Length of Credit History:

  • Time since accounts opened
  • Time since accounts opened, by specific type of account
  • Time since account activity

New Credit:

  • Number of recently opened accounts, and proportion of accounts that are recently opened, by type of account
  • Number of recent credit inquiries
  • Time since recent account opening(s), by type of account
  • Time since credit inquiry(s)
  • Re-establishment of positive credit history following past payment problems

Types of Credit Used:

  • Number of (presence, prevalence, and recent information on) various types of accounts (credit cards, retail accounts, installment loans, mortgage, consumer finance accounts, etc.)

What FICO doesn’t cover

FICO scores consider a wide range of information on your credit report. However, there are things they do not consider:

  • Race, colour, religion, national origin, sex and marital status. US law prohibits credit scoring from considering these facts, as well as any receipt of public assistance, or the exercise of any consumer right under the Consumer Credit Protection Act.
  • Age.Other types of scores may consider the age, but FICO scores don’t.

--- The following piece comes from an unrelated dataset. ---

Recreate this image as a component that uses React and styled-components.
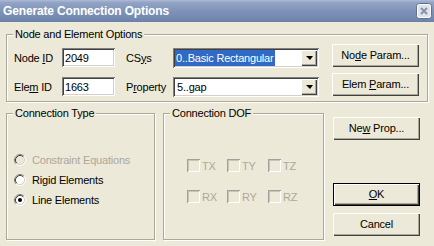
import React from "react";
import styled, { createGlobalStyle } from "styled-components";

const Global = createGlobalStyle`
html, body {
  margin: 0;
  padding: 0;
  background: #ECE9D8;
}
body {
  font-family: "Liberation Sans", Arial, sans-serif;
  font-size: 11px;
  letter-spacing: -0.2px;
  color: #000;
}
`;

function RadioMark({ checked, disabled }) {
  return (
    <svg width="12" height="12" viewBox="0 0 12 12">
      <circle cx="6" cy="6" r="4.5" fill={disabled ? "#ECE9D8" : "#fff"} />
      <path d="M2.11 9.89 A5.5 5.5 0 0 1 9.89 2.11" fill="none" stroke="#808080" />
      <path d="M9.89 2.11 A5.5 5.5 0 0 1 2.11 9.89" fill="none" stroke="#fff" />
      <path d="M2.82 9.18 A4.5 4.5 0 0 1 9.18 2.82" fill="none" stroke="#404040" />
      <path d="M9.18 2.82 A4.5 4.5 0 0 1 2.82 9.18" fill="none" stroke="#D4D0C8" />
      {checked && <circle cx="6" cy="6" r="2" fill="#000" />}
    </svg>
  );
}

function CloseIcon() {
  return (
    <svg width="16" height="16" viewBox="0 0 16 16">
      <rect x="0.5" y="0.5" width="15" height="15" rx="3" fill="#dde2eb" stroke="#5d6e90" />
      <rect x="1.5" y="1.5" width="13" height="13" rx="2" fill="none" stroke="#fff" />
      <path d="M5 5 L11 11 M11 5 L5 11" stroke="#8a92a6" strokeWidth="2" />
    </svg>
  );
}

function App() {
  return (
    <Window>
      <Global />
      <TitleBar>
        <Title>Generate Connection Options</Title>
        <CloseIcon />
      </TitleBar>
      <Body>
        <Group>
          <Legend>Node and Element Options</Legend>
          <TopGrid>
            <Label>Node <u>I</u>D</Label>
            <Field readOnly value="2049" />
            <Label>CS<u>y</u>s</Label>
            <Combo>
              <Selected>0..Basic Rectangular</Selected>
              <DropButton><Arrow /></DropButton>
            </Combo>
            <Button>No<u>d</u>e Param...</Button>

            <Label>Ele<u>m</u> ID</Label>
            <Field readOnly value="1663" />
            <Label>P<u>r</u>operty</Label>
            <Combo>
              <ComboText>5..gap</ComboText>
              <DropButton><Arrow /></DropButton>
            </Combo>
            <Button>Elem <u>P</u>aram...</Button>
          </TopGrid>
        </Group>

        <BottomRow>
          <Group $width={149}>
            <Legend>Connection Type</Legend>
            <RadioList>
              <RadioRow $disabled>
                <RadioMark disabled />
                Constraint Equations
              </RadioRow>
              <RadioRow>
                <RadioMark />
                Rigid Elements
              </RadioRow>
              <RadioRow>
                <RadioMark checked />
                Line Elements
              </RadioRow>
            </RadioList>
          </Group>

          <Group $width={161}>
            <Legend>Connection DOF</Legend>
            <DofGrid>
              {["TX", "TY", "TZ", "RX", "RY", "RZ"].map(dof => (
                <CheckItem key={dof}>
                  <CheckBox />
                  {dof}
                </CheckItem>
              ))}
            </DofGrid>
          </Group>

          <ButtonColumn>
            <Button>Ne<u>w</u> Prop...</Button>
            <Button $default><u>O</u>K</Button>
            <Button>Cancel</Button>
          </ButtonColumn>
        </BottomRow>
      </Body>
    </Window>
  );
}

const Window = styled.div`
width: 434px;
height: 246px;
display: flex;
flex-direction: column;
background: #ECE9D8;
overflow: hidden;
`;

const TitleBar = styled.div`
height: 22px;
flex: none;
display: flex;
align-items: center;
justify-content: space-between;
padding: 0 2px 0 3px;
background: linear-gradient(180deg, #aebbd5 0%, #92a3c5 12%, #7f93b9 50%, #7287ae 88%, #6b80a7 100%);
`;

const Title = styled.div`
color: #fff;
font-weight: bold;
font-size: 12px;
letter-spacing: -0.15px;
`;

const Body = styled.div`
display: flex;
flex-direction: column;
gap: 5px;
padding: 6px 6px 0 6px;
`;

const Group = styled.fieldset`
margin: 0;
padding: 0;
min-width: 0;
display: flex;
flex-direction: column;
border: 1px solid #ACA899;
box-shadow: 1px 1px 0 #fff, inset 1px 1px 0 #fff;
${props => props.$width && `
width: ${props.$width}px;
flex: none;
box-sizing: border-box;
`}
`;

const Legend = styled.legend`
margin-left: 6px;
padding: 0 2px;
line-height: 13px;
font-size: 11px;
background: #ECE9D8;
`;

const TopGrid = styled.div`
display: grid;
grid-template-columns: 48px 64px 47px 159px 87px;
grid-template-rows: 29px 29px;
align-items: center;
padding: 2px 0 0 7px;
`;

const Label = styled.div`
white-space: nowrap;
`;

const sunken = `
box-shadow: inset 1px 1px 0 #808080, inset -1px -1px 0 #fff, inset 2px 2px 0 #404040, inset -2px -2px 0 #D4D0C8;
background: #fff;
`;

const Field = styled.input`
box-sizing: border-box;
width: 53px;
height: 19px;
border: none;
outline: none;
padding: 0 3px;
font-family: "Liberation Sans", Arial, sans-serif;
font-size: 11px;
letter-spacing: -0.2px;
color: #000;
${sunken}
`;

const Combo = styled.div`
box-sizing: border-box;
width: 146px;
height: 20px;
padding: 2px;
display: flex;
align-items: stretch;
${sunken}
`;

const Selected = styled.span`
line-height: 16px;
padding: 0 1px;
background: #316AC5;
color: #fff;
`;

const ComboText = styled.span`
line-height: 16px;
padding: 0 2px;
`;

const DropButton = styled.div`
margin-left: auto;
width: 16px;
height: 16px;
box-sizing: border-box;
display: flex;
align-items: center;
justify-content: center;
background: #ECE9D8;
box-shadow: inset 1px 1px 0 #fff, inset -1px -1px 0 #404040, inset -2px -2px 0 #ACA899;
`;

const Arrow = styled.span`
width: 0;
height: 0;
border-left: 4px solid transparent;
border-right: 3px solid transparent;
border-top: 4px solid #000;
margin-top: 1px;
`;

const Button = styled.div`
box-sizing: border-box;
width: 87px;
height: 23px;
line-height: 23px;
text-align: center;
white-space: nowrap;
background: #ECE9D8;
align-self: start;
margin-top: 1px;
box-shadow: inset 1px 1px 0 #fff, inset -1px -1px 0 #404040, inset -2px -2px 0 #ACA899;

${props => props.$default && `
box-shadow: inset 0 0 0 1px #000, inset 2px 2px 0 #fff, inset -2px -2px 0 #404040, inset -3px -3px 0 #ACA899;
`}
`;

const BottomRow = styled.div`
display: flex;
gap: 8px;
height: 133px;
`;

const RadioList = styled.div`
flex: 1;
display: flex;
flex-direction: column;
justify-content: center;
padding-left: 7px;
`;

const RadioRow = styled.div`
height: 20px;
display: flex;
align-items: center;
gap: 6px;
color: ${props => props.$disabled ? "#ACA899" : "#000"};
`;

const DofGrid = styled.div`
flex: 1;
display: grid;
grid-template-columns: 40px 41px auto;
align-content: center;
row-gap: 18px;
padding: 3px 0 0 23px;
`;

const CheckItem = styled.div`
display: flex;
align-items: center;
gap: 2px;
height: 13px;
color: #ACA899;
`;

const CheckBox = styled.span`
width: 13px;
height: 13px;
box-sizing: border-box;
background: #ECE9D8;
box-shadow: inset 1px 1px 0 #A0A0A0, inset -1px -1px 0 #fff, inset 2px 2px 0 #C9C5B5, inset -2px -2px 0 #ECE9D8;
`;

const ButtonColumn = styled.div`
display: flex;
flex-direction: column;
margin-left: 1px;
padding: 9px 0 4px 0;

& > div:nth-child(2) {
  margin-top: auto;
}
& > div:nth-child(3) {
  margin-top: 7px;
}
`;

export default App;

The salary, occupation, title, employer, date employed or employment history.

Lenders may consider this information, however.

  • Where the borrower lives.
  • Any interest rate being charged on a particular credit card or other account.
  • Any items reported as child/family support obligations or rental agreements.
  • Certain types of inquiries (requests for your credit report or score).

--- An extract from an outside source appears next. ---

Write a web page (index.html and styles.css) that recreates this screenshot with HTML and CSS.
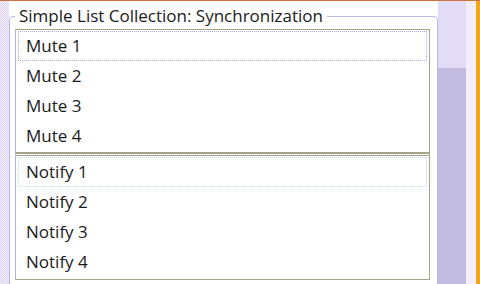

FICOscore does not count any inquiries you initiate, any inquiries from employers, or any inquiries lenders make without your knowledge.  Any information not found in your credit report. Also, any information that is not proven to be predictive of future credit performance.

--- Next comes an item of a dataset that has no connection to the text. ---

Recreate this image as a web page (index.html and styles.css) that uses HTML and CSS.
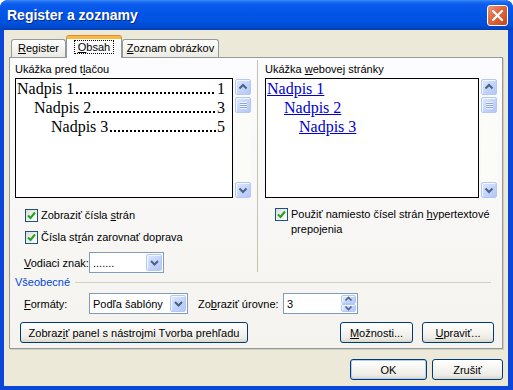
FILE: index.html
```html
<!DOCTYPE html>
<html lang="sk">
<head>
  <meta charset="UTF-8">
  <title>Register a zoznamy</title>
  <link rel="stylesheet" href="styles.css">
</head>
<body>

<div class="window">

  <!-- Title bar -->
  <div class="titlebar">
    <span class="title">Register a zoznamy</span>
    <div class="close">
      <svg width="13" height="13" viewBox="0 0 13 13">
        <path d="M2 2 L11 11 M11 2 L2 11" stroke="#fff" stroke-width="2.2" stroke-linecap="round"/>
      </svg>
    </div>
  </div>

  <div class="client">

    <!-- Tabs -->
    <div class="tabs">
      <div class="tab tab-register"><u>R</u>egister</div>
      <div class="tab tab-obsah active"><span class="focus"><u>O</u>bsah</span></div>
      <div class="tab tab-zoznam"><u>Z</u>oznam obrázkov</div>
    </div>

    <div class="panel">

      <div class="previews">
        <!-- Print preview -->
        <div class="col col-left">
          <div class="label">Ukážka pred t<u>l</u>ačou</div>
          <div class="preview-row">
            <div class="box print">
              <div class="toc-row"><span>Nadpis 1</span><span class="dots"></span><span>1</span></div>
              <div class="toc-row lvl2"><span>Nadpis 2</span><span class="dots"></span><span>3</span></div>
              <div class="toc-row lvl3"><span>Nadpis 3</span><span class="dots"></span><span>5</span></div>
            </div>
            <div class="scrollbar">
              <div class="sb-btn">
                <svg width="14" height="14" viewBox="0 0 14 14"><polyline points="3.5,8.5 7,5 10.5,8.5" fill="none" stroke="#4d6185" stroke-width="2"/></svg>
              </div>
              <div class="sb-thumb"><span class="grip"></span></div>
              <div class="sb-track"></div>
              <div class="sb-btn">
                <svg width="14" height="14" viewBox="0 0 14 14"><polyline points="3.5,5.5 7,9 10.5,5.5" fill="none" stroke="#4d6185" stroke-width="2"/></svg>
              </div>
            </div>
          </div>

          <div class="checks">
            <div class="check-row">
              <span class="cb"><svg width="11" height="11" viewBox="0 0 11 11"><polyline points="2,5.5 4.5,8 9,2.5" fill="none" stroke="#21a121" stroke-width="2"/></svg></span>
              <span>Zobraziť čísla <u>s</u>trán</span>
            </div>
            <div class="check-row">
              <span class="cb"><svg width="11" height="11" viewBox="0 0 11 11"><polyline points="2,5.5 4.5,8 9,2.5" fill="none" stroke="#21a121" stroke-width="2"/></svg></span>
              <span>Čísla st<u>r</u>án zarovnať doprava</span>
            </div>
          </div>

          <div class="field-row leader-row">
            <span class="field-label"><u>V</u>odiaci znak:</span>
            <div class="combo combo-leader">
              <span class="combo-val">.......</span>
              <span class="drop">
                <svg width="13" height="13" viewBox="0 0 13 13"><polyline points="3,5 6.5,8.5 10,5" fill="none" stroke="#4d6185" stroke-width="2"/></svg>
              </span>
            </div>
          </div>
        </div>

        <div class="sep"></div>

        <!-- Web preview -->
        <div class="col col-right">
          <div class="label">Ukážka <u>w</u>ebovej stránky</div>
          <div class="preview-row">
            <div class="box web">
              <div class="web-row"><a>Nadpis 1</a></div>
              <div class="web-row lvl2"><a>Nadpis 2</a></div>
              <div class="web-row lvl3w"><a>Nadpis 3</a></div>
            </div>
            <div class="scrollbar">
              <div class="sb-btn">
                <svg width="14" height="14" viewBox="0 0 14 14"><polyline points="3.5,8.5 7,5 10.5,8.5" fill="none" stroke="#4d6185" stroke-width="2"/></svg>
              </div>
              <div class="sb-thumb"><span class="grip"></span></div>
              <div class="sb-track"></div>
              <div class="sb-btn">
                <svg width="14" height="14" viewBox="0 0 14 14"><polyline points="3.5,5.5 7,9 10.5,5.5" fill="none" stroke="#4d6185" stroke-width="2"/></svg>
              </div>
            </div>
          </div>

          <div class="checks">
            <div class="check-row multi">
              <span class="cb"><svg width="11" height="11" viewBox="0 0 11 11"><polyline points="2,5.5 4.5,8 9,2.5" fill="none" stroke="#21a121" stroke-width="2"/></svg></span>
              <span class="multi-text">Použiť namiesto čísel strán <u>h</u>ypertextové<br>prepojenia</span>
            </div>
          </div>
        </div>
      </div>

      <!-- General group -->
      <div class="group-head">
        <span>Všeobecné</span>
        <span class="group-line"></span>
      </div>

      <div class="field-row formats-row">
        <span class="field-label"><u>F</u>ormáty:</span>
        <div class="combo combo-format">
          <span class="combo-val">Podľa šablóny</span>
          <span class="drop">
            <svg width="13" height="13" viewBox="0 0 13 13"><polyline points="3,5 6.5,8.5 10,5" fill="none" stroke="#4d6185" stroke-width="2"/></svg>
          </span>
        </div>
        <span class="levels-label">Zo<u>b</u>raziť úrovne:</span>
        <div class="spin">
          <span class="combo-val">3</span>
          <span class="spin-btns">
            <span class="spin-half">
              <svg width="9" height="6" viewBox="0 0 9 6"><polyline points="1.5,4.5 4.5,1.5 7.5,4.5" fill="none" stroke="#4d6185" stroke-width="1.6"/></svg>
            </span>
            <span class="spin-half">
              <svg width="9" height="6" viewBox="0 0 9 6"><polyline points="1.5,1.5 4.5,4.5 7.5,1.5" fill="none" stroke="#4d6185" stroke-width="1.6"/></svg>
            </span>
          </span>
        </div>
      </div>

      <div class="button-row">
        <button class="btn btn-wide">Zobraz<u>i</u>ť panel s nástrojmi Tvorba prehľadu</button>
        <button class="btn btn-options"><u>M</u>ožnosti...</button>
        <button class="btn btn-edit"><u>U</u>praviť...</button>
      </div>

    </div>

    <div class="footer">
      <button class="btn btn-ok">OK</button>
      <button class="btn btn-cancel">Zrušiť</button>
    </div>

  </div>
</div>

</body>
</html>
```

FILE: styles.css
```css
body {
  margin: 0;
  background: #fff;
  font-family: "Liberation Sans", Arial, sans-serif;
  font-size: 11px;
  color: #000;
}

u {
  text-decoration: underline;
  text-underline-offset: 1px;
}

.window {
  width: 513px;
  height: 390px;
  box-sizing: border-box;
  display: flex;
  flex-direction: column;
  background: #0a46d7;
  border-radius: 8px 8px 0 0;
  overflow: hidden;
}

/* Title bar */
.titlebar {
  height: 30px;
  flex-shrink: 0;
  display: flex;
  align-items: flex-start;
  justify-content: space-between;
  padding: 0 5px 0 7px;
  background: linear-gradient(to bottom, #3d8ff6 0px, #1a6af0 2px, #0a5aee 5px, #0055e6 14px, #0052df 22px, #0049cc 27px, #003fb8 30px);
}

.title {
  color: #fff;
  font-weight: bold;
  font-size: 14px;
  line-height: 31px;
  text-shadow: 1px 1px 0 #0b2a8a;
}

.close {
  margin-top: 5px;
  width: 21px;
  height: 21px;
  box-sizing: border-box;
  border: 1px solid #fff;
  border-radius: 3px;
  background: linear-gradient(135deg, #ec9a7a 0%, #e16a40 40%, #c8461e 100%);
  display: flex;
  align-items: center;
  justify-content: center;
}

/* Client area */
.client {
  flex: 1;
  margin: 0 5px 4px 4px;
  background: #ece9d8;
  padding: 6px 5px 0 5px;
  display: flex;
  flex-direction: column;
}

.tabs {
  display: flex;
  height: 22px;
  padding-left: 2px;
  margin-bottom: -1px;
  position: relative;
  z-index: 1;
}

.tab {
  box-sizing: border-box;
  margin-top: 3px;
  height: 18px;
  border: 1px solid #919b9c;
  border-bottom: none;
  border-radius: 3px 3px 0 0;
  background: linear-gradient(to bottom, #fff, #f3f2ed 60%, #ebeae4);
  text-align: center;
  line-height: 16px;
}

.tab-register {
  width: 55px;
}

.tab-obsah {
  width: 56px;
}

.tab-zoznam {
  width: 97px;
}

.tab.active {
  margin-top: 0;
  height: 22px;
  border-top: 3px solid #f9b840;
  background: #fcfcfe;
  line-height: 17px;
  box-shadow: 0 -1px 0 #e68b2c;
}

.focus {
  border: 1px dotted #000;
  padding: 0 3px;
}

.panel {
  height: 292px;
  box-sizing: border-box;
  border: 1px solid #919b9c;
  background: linear-gradient(to bottom, #fcfcfe, #f4f3ee);
  box-shadow: 1px 1px 0 #d0cebf;
  padding: 4px 5px 4px 5px;
  display: flex;
  flex-direction: column;
}

.previews {
  display: flex;
  height: 212px;
}

.col-left {
  width: 236px;
}

.col-right {
  width: 232px;
}

.sep {
  width: 1px;
  height: 212px;
  margin: -2px 7px 0 6px;
  background: #c5c2b2;
}

.label {
  line-height: 14px;
  padding-bottom: 2px;
}

.preview-row {
  display: flex;
  height: 120px;
  gap: 2px;
}

.box {
  flex: 1;
  min-width: 0;
  border: 1px solid #000;
  background: #fff;
  font-family: "Liberation Serif", "Times New Roman", serif;
  font-size: 16px;
  line-height: 19px;
}

.print {
  padding: 0 7px 0 1px;
}

.web {
  padding: 0 4px 0 1px;
}

.toc-row {
  display: flex;
  white-space: nowrap;
}

/* leader dots drawn as a background so they sit on the baseline */
.dots {
  flex: 1;
  margin: 0 1px 0 2px;
  background-image: radial-gradient(circle at 1px 1px, #000 0.9px, transparent 1.3px);
  background-size: 4px 2px;
  background-position: 0 13px;
  background-repeat: repeat-x;
}

.lvl2 {
  padding-left: 17px;
}

.lvl3 {
  padding-left: 34px;
}

.lvl3w {
  padding-left: 32px;
}

.web-row a {
  color: #0000d4;
  text-decoration: underline;
}

/* Scrollbar */
.scrollbar {
  width: 16px;
  display: flex;
  flex-direction: column;
  background: #fbfbf8;
}

.sb-btn,
.sb-thumb,
.drop,
.spin-half {
  box-sizing: border-box;
  border: 1px solid #b5c8f4;
  border-radius: 2px;
  background: linear-gradient(135deg, #dde8fe 0%, #c6d6fc 50%, #b3c8f5 100%);
  box-shadow: inset 1px 1px 0 #f2f6ff;
  display: flex;
  align-items: center;
  justify-content: center;
}

.sb-btn {
  height: 16px;
}

.sb-btn:first-child {
  margin-top: 1px;
}

.sb-thumb {
  height: 16px;
  margin-top: 2px;
}

.grip {
  width: 7px;
  height: 7px;
  background: repeating-linear-gradient(to bottom, #eef3ff 0, #eef3ff 1px, #8ea7da 1px, #8ea7da 2px);
}

.sb-track {
  flex: 1;
}

/* Checkboxes */
.checks {
  margin-top: 6px;
}

.check-row {
  display: flex;
  align-items: center;
  gap: 3px;
  height: 22px;
  padding-left: 10px;
  white-space: nowrap;
}

.cb {
  width: 13px;
  height: 13px;
  box-sizing: border-box;
  border: 1px solid #1c5180;
  background: linear-gradient(135deg, #dcdcd7, #fff);
  display: flex;
  align-items: center;
  justify-content: center;
}

.check-row.multi {
  align-items: flex-start;
  height: auto;
  padding-top: 4px;
}

.multi-text {
  line-height: 15px;
  margin-top: -1px;
}

/* Fields */
.field-row {
  display: flex;
  align-items: center;
  height: 21px;
}

.leader-row {
  margin-top: 4px;
  padding-left: 9px;
}

.field-label {
  width: 65px;
}

.combo,
.spin {
  box-sizing: border-box;
  height: 21px;
  border: 1px solid #7f9db9;
  background: #fff;
  display: flex;
  align-items: center;
}

.combo-val {
  flex: 1;
  padding-left: 3px;
}

.drop {
  width: 16px;
  height: 17px;
  margin-right: 1px;
}

.combo-leader {
  width: 75px;
}

.combo-format {
  width: 99px;
}

.group-head {
  display: flex;
  align-items: center;
  height: 16px;
  color: #0046d5;
  padding-right: 6px;
}

.group-line {
  flex: 1;
  height: 1px;
  margin-left: 5px;
  background: #d0d0bf;
}

.formats-row {
  margin-top: 3px;
  padding-left: 9px;
}

.levels-label {
  margin-left: 10px;
  width: 85px;
}

.spin {
  width: 75px;
}

.spin-btns {
  display: flex;
  flex-direction: column;
  width: 15px;
  height: 17px;
  margin-right: 1px;
}

.spin-half {
  flex: 1;
}

/* Buttons */
.btn {
  box-sizing: border-box;
  height: 21px;
  border: 1px solid #003c74;
  border-radius: 3px;
  background: linear-gradient(to bottom, #fff 0%, #f7f6f2 40%, #ecebe4 80%, #d9d5cb 100%);
  font-family: "Liberation Sans", Arial, sans-serif;
  font-size: 11px;
  color: #000;
  padding: 0;
  white-space: nowrap;
}

.button-row {
  display: flex;
  margin-top: 8px;
  padding: 0 3px 0 5px;
  gap: 9px;
}

.btn-wide {
  width: 228px;
}

.btn-options {
  width: 73px;
  margin-left: auto;
}

.btn-edit {
  width: 72px;
}

.footer {
  display: flex;
  justify-content: flex-end;
  gap: 5px;
  margin-top: 10px;
}

.btn-ok {
  width: 77px;
  box-shadow: inset 0 0 0 1px #b6cdf6;
}

.btn-cancel {
  width: 71px;
}
```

The Fico Score has the following numbers representing the level of risk:

  • Excellent:      800 to 850
  • Very Good:   740 to 799
  • Good:            670 to 739
  • Fair:                580 to 669
  • Poor:              300 to 579
A sample FICO credit score of 754.
A sample Credit Report from FICO.

This illustration above is an example of FICO score for a customer that got a score 754 due to having a great payment history and very good amount of debt. The main reason for not achieving a score over 754 is the short length of credit history, which a credit evaluator may evaluate as a signal that the customer will move to a higher score in time.